To be done> Find each line with the string "React" and report it.

Supplied data>
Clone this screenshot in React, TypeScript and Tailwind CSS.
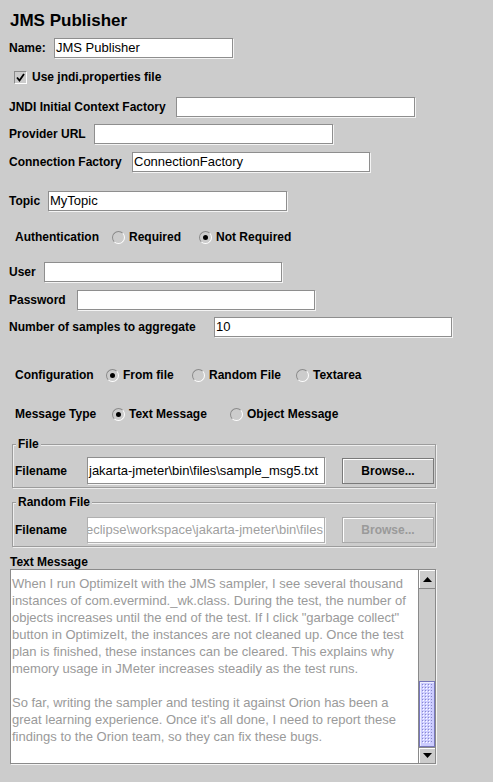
import React from 'react';

const fieldClass =
  'h-[20px] bg-white border border-[#8e8e8e] shadow-[1px_1px_0_#f4f4f4] px-[1px] flex items-center text-[13px] text-black whitespace-nowrap overflow-hidden';

function TextRow({ label, labelW, inputW, value = '', mt }: { label: string; labelW: number; inputW: number; value?: string; mt: string }) {
  return (
    <div className={`flex items-center h-[20px] pl-[9px] ${mt}`}>
      <span className="text-[12px] font-bold shrink-0 whitespace-nowrap" style={{ width: labelW }}>
        {label}
      </span>
      <div className={fieldClass} style={{ width: inputW }}>
        {value}
      </div>
    </div>
  );
}

function Radio({ checked, label, width }: { checked?: boolean; label: string; width?: number }) {
  return (
    <div className="flex items-center gap-[4px] shrink-0" style={width ? { width } : undefined}>
      <span className="w-[13px] h-[13px] rounded-full border border-[#8a8a8a] border-r-white border-b-white bg-[#cccccc] flex items-center justify-center">
        {checked && <span className="w-[5px] h-[5px] rounded-full bg-black" />}
      </span>
      <span className="text-[12px] font-bold whitespace-nowrap">{label}</span>
    </div>
  );
}

function BrowseButton({ disabled }: { disabled?: boolean }) {
  return (
    <div
      className={`w-[92px] h-[26px] flex items-center justify-center text-[12px] font-bold border shadow-[inset_1px_1px_0_#ffffff] ${
        disabled ? 'border-[#aaaaaa] text-[#9a9a9a]' : 'border-[#7a7a7a] text-black'
      }`}
    >
      Browse...
    </div>
  );
}

function Panel({ title, children, mt }: { title: string; children: React.ReactNode; mt: string }) {
  return (
    <div className={`relative ml-[12px] w-[424px] border border-[#9c9c9c] shadow-[inset_1px_1px_0_#eeeeee,1px_1px_0_#eeeeee] ${mt}`}>
      <span className="absolute left-[3px] top-[-8px] px-[2px] bg-[#cccccc] text-[12px] font-bold leading-[14px]">{title}</span>
      {children}
    </div>
  );
}

const messageLines = [
  'When I run OptimizeIt with the JMS sampler, I see several thousand',
  'instances of com.evermind._wk.class. During the test, the number of',
  'objects increases until the end of the test. If I click "garbage collect"',
  'button in OptimizeIt, the instances are not cleaned up. Once the test',
  'plan is finished, these instances can be cleared. This explains why',
  'memory usage in JMeter increases steadily as the test runs.',
  '',
  'So far, writing the sampler and testing it against Orion has been a',
  "great learning experience. Once it's all done, I need to report these",
  'findings to the Orion team, so they can fix these bugs.',
];

export default function App() {
  return (
    <div className="w-[493px] h-[782px] bg-[#cccccc] text-black font-['Liberation_Sans',Arial,sans-serif] overflow-hidden flex flex-col">
      {/* Title */}
      <div className="mt-[12px] h-[18px] leading-[18px] pl-[10px] text-[17px] font-bold">JMS Publisher</div>

      <TextRow label="Name:" labelW={45} inputW={179} value="JMS Publisher" mt="mt-[8px]" />

      {/* Checkbox */}
      <div className="mt-[12px] h-[14px] pl-[14px] flex items-center gap-[5px]">
        <span className="w-[13px] h-[13px] border border-[#8a8a8a] border-r-white border-b-white bg-[#cccccc] flex items-center justify-center">
          <svg width="9" height="9" viewBox="0 0 9 9">
            <path d="M1 4.5 L3.5 7.5 L8 1" stroke="#000" strokeWidth="1.8" fill="none" />
          </svg>
        </span>
        <span className="text-[12px] font-bold">Use jndi.properties file</span>
      </div>

      <TextRow label="JNDI Initial Context Factory" labelW={167} inputW={239} mt="mt-[13px]" />
      <TextRow label="Provider URL" labelW={85} inputW={239} mt="mt-[7px]" />
      <TextRow label="Connection Factory" labelW={123} inputW={238} value="ConnectionFactory" mt="mt-[8px]" />
      <TextRow label="Topic" labelW={39} inputW={239} value="MyTopic" mt="mt-[19px]" />

      {/* Authentication */}
      <div className="mt-[19px] h-[14px] pl-[15px] flex items-center">
        <span className="w-[97px] text-[12px] font-bold">Authentication</span>
        <Radio label="Required" width={87} />
        <Radio label="Not Required" checked />
      </div>

      <TextRow label="User" labelW={35} inputW={238} mt="mt-[18px]" />
      <TextRow label="Password" labelW={68} inputW={238} mt="mt-[8px]" />
      <TextRow label="Number of samples to aggregate" labelW={205} inputW={238} value="10" mt="mt-[7px]" />

      {/* Configuration */}
      <div className="mt-[31px] h-[14px] pl-[15px] flex items-center">
        <span className="w-[91px] text-[12px] font-bold">Configuration</span>
        <Radio label="From file" checked width={86} />
        <Radio label="Random File" width={104} />
        <Radio label="Textarea" />
      </div>

      {/* Message type */}
      <div className="mt-[25px] h-[14px] pl-[15px] flex items-center">
        <span className="w-[97px] text-[12px] font-bold">Message Type</span>
        <Radio label="Text Message" checked width={118} />
        <Radio label="Object Message" />
      </div>

      <Panel title="File" mt="mt-[23px]">
        <div className="flex items-center pl-[2px] pt-[12px] pb-[3px]">
          <span className="w-[72px] text-[12px] font-bold">Filename</span>
          <div className={`${fieldClass} h-[27px] w-[238px]`}>jakarta-jmeter\bin\files\sample_msg5.txt</div>
          <div className="ml-[17px]">
            <BrowseButton />
          </div>
        </div>
      </Panel>

      <Panel title="Random File" mt="mt-[14px]">
        <div className="flex items-center pl-[2px] pt-[14px] pb-[3px]">
          <span className="w-[72px] text-[12px] font-bold">Filename</span>
          <div className="h-[26px] w-[238px] bg-white border border-[#b0b0b0] shadow-[1px_1px_0_#f4f4f4] px-[1px] flex items-center justify-end text-[13px] text-[#a0a0a0] whitespace-nowrap overflow-hidden">
            <span className="shrink-0">C:\eclipse\workspace\jakarta-jmeter\bin\files</span>
          </div>
          <div className="ml-[17px]">
            <BrowseButton disabled />
          </div>
        </div>
      </Panel>

      <div className="mt-[8px] h-[14px] leading-[14px] pl-[10px] text-[12px] font-bold">Text Message</div>

      {/* Text area */}
      <div className="ml-[10px] w-[426px] h-[195px] border border-[#8a8a8a] shadow-[1px_1px_0_#f4f4f4] bg-white flex">
        <div className="flex-1 overflow-hidden pl-[1px] pt-[5px] text-[13px] leading-[17px] text-[#9a9a9a]">
          {messageLines.map((line, i) => (
            <div key={i} className="h-[17px] whitespace-nowrap">
              {line}
            </div>
          ))}
        </div>
        {/* Scrollbar */}
        <div className="w-[17px] bg-[#cccccc] border-l border-[#8a8a8a] flex flex-col">
          <div className="h-[19px] border-b border-[#8a8a8a] shadow-[inset_1px_1px_0_#ffffff] flex items-center justify-center">
            <svg width="9" height="5" viewBox="0 0 9 5">
              <path d="M0 5 L4.5 0 L9 5 Z" fill="#000" />
            </svg>
          </div>
          <div className="flex-1 flex flex-col justify-end">
            <div className="h-[66px] bg-[#ccccff] border border-[#7777bb] shadow-[inset_1px_1px_0_#eeeeff] p-[2px]">
              <svg width="100%" height="100%">
                <defs>
                  <pattern id="bumps" width="3" height="3" patternUnits="userSpaceOnUse">
                    <rect x="0" y="0" width="1" height="1" fill="#8888cc" />
                    <rect x="1" y="1" width="1" height="1" fill="#ffffff" />
                  </pattern>
                </defs>
                <rect width="100%" height="100%" fill="url(#bumps)" />
              </svg>
            </div>
          </div>
          <div className="h-[16px] border-t border-[#8a8a8a] shadow-[inset_1px_1px_0_#ffffff] flex items-center justify-center">
            <svg width="9" height="5" viewBox="0 0 9 5">
              <path d="M0 0 L9 0 L4.5 5 Z" fill="#000" />
            </svg>
          </div>
        </div>
      </div>
    </div>
  );
}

Response to the task>
Clone this screenshot in React, TypeScript and Tailwind CSS.
import React from 'react';
function Panel({ title, children, mt }: { title: string; children: React.ReactNode; mt: string }) {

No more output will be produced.